Morì di otite a soli quattro anni «Un antibiotico l’avrebbe salvata»
I consulenti del pm: «Superficiale e poco accorta la condotta della pediatra»
Aveva solo quattro anni, Nicole. Il suo cuore si è arreso in rianimazione pediatrica al Civile all’alba del 5 aprile scorso, a causa di un ascesso cerebellare scaturito da un’otite trascurata. E dopo un calvario di oltre un mese, nel quale mamma Alessandra e papà Mattia, che vivono a Gottolengo, l’hanno più volte sottoposto a una serie di visite: dalla pediatra e in pronto soccorso. «Mi fa male», diceva sempre lei, toccandosi l’orecchio e il collo.
Quasi cinque mesi dopo, hanno depositato la loro relazione lunga 54 pagine i consulenti incaricati dal pm Claudia Moregola, che nel registro degli indagati ha iscritto 15 persone tra medici e sanitari i quali si presero cura della bimba: in studio, all’ospedale di Manerbio, in Poliambulanza e infine al Civile. Una conclusione su tutte: bastava un antibiotico, per salvare la vita della bambina. Testuale: «L’eventuale somministrazione puntuale dell’antibioticoterapia a partire dal 16 marzo avrebbe evitato, con elevata probabilità logica e scientifica, il netto aggravamento clinico e la consequenziale morte della piccola Nicole Zacco». Quello è il giorno in cui a visitarla (di nuovo) fu la pediatra di famiglia. Che in questa drammatica vicenda avrebbe giocato un ruolo fondamentale. «Superficiale e poco accorta» la sua condotta per il professor Francesco Ventura e la dottoressa Antonella Palmieri, che lavorano al Gaslini di Genova, tale da determinare «uno scorretto inquadramento clinico e uno sproporzionato ritardo diagnostico-terapeutico, il quale abbatteva pesantemente le probabilità di sopravvivenza della bambina». Perché «a fronte della persistente sintomatologia per oltre dieci giorni, avrebbe dovuto impostare una terapia antibiotica e richiedere una visita specialistica». Da qui, «rilevanti» sono definiti «i profili di critica» alla sua condotta: «Un comune antibatterico avrebbe implicato un repentino abbattimento della carica batterica e una ripresa clinica».

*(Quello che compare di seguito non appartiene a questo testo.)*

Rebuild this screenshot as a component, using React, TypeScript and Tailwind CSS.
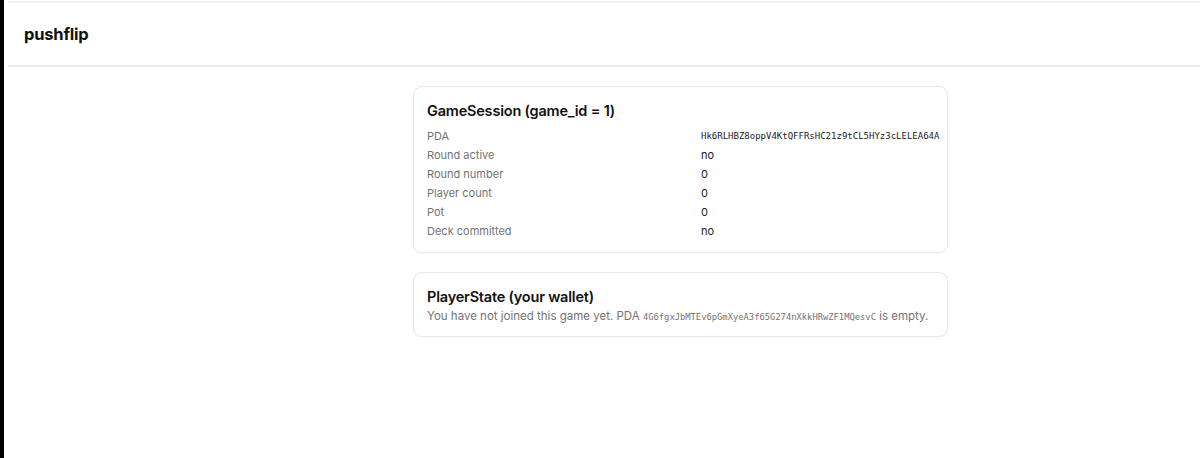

I medici del pronto soccorso di Manerbio (il primo dove fu portata la piccola nei giorni successivi) si limitarono invece «a una valutazione obiettiva approssimativa e superficiale», ma considerando che Nicole sarebbe morta 48 ore dopo al Civile, «appare plausibile sostenere che l’ascesso cerebrale con otomastoidite fosse già in atto al momento della visita». A fronte «del quadro clinico insidioso e protratto appariva doveroso e necessario eseguire esami e tampone per : una diagnosi più tempestiva». «Assolutamente categorico» impostare una immediata terapia antibiotica. Ma non avrebbe cambiato l’epilogo, nè i tempi. «L’inadeguata e negligente condotta medica non è sufficiente a supportare un nesso causale con il decesso della piccola». Scarse, a quel punto, le possibilità di regressione dell’infezione.
In Poliambulanza Nicole fu portata sabato 31 marzo, due ore prima di arrivare al Civile: «I medici si limitavano a un mero esame obiettivo senza prospettare alcun accertamento nè trattamento terapeutico nonostante l’anamnesi»: una condotta «inadeguata», tuttavia «si può affermare che anche la somministrazione di un antibiotico non avrebbe evitato il decesso della paziente». Non in quella fase ormai così avanzata.
Nulla da eccepire, invece, sul comportamento dei medici del Civile, dove la bimba è stata ricoverata, sottoposta a esami e operata: «Non sussistono colpe derivanti da imprudenza, imperizia o negligenza». Aveva solo quattro anni. E i suoi genitori, assistiti dall’avvocato Walter Ventura, aspettano di capire chi ha sbagliato. Gli indagati potranno presentare le proprie osservazioni alla consulenza della procura.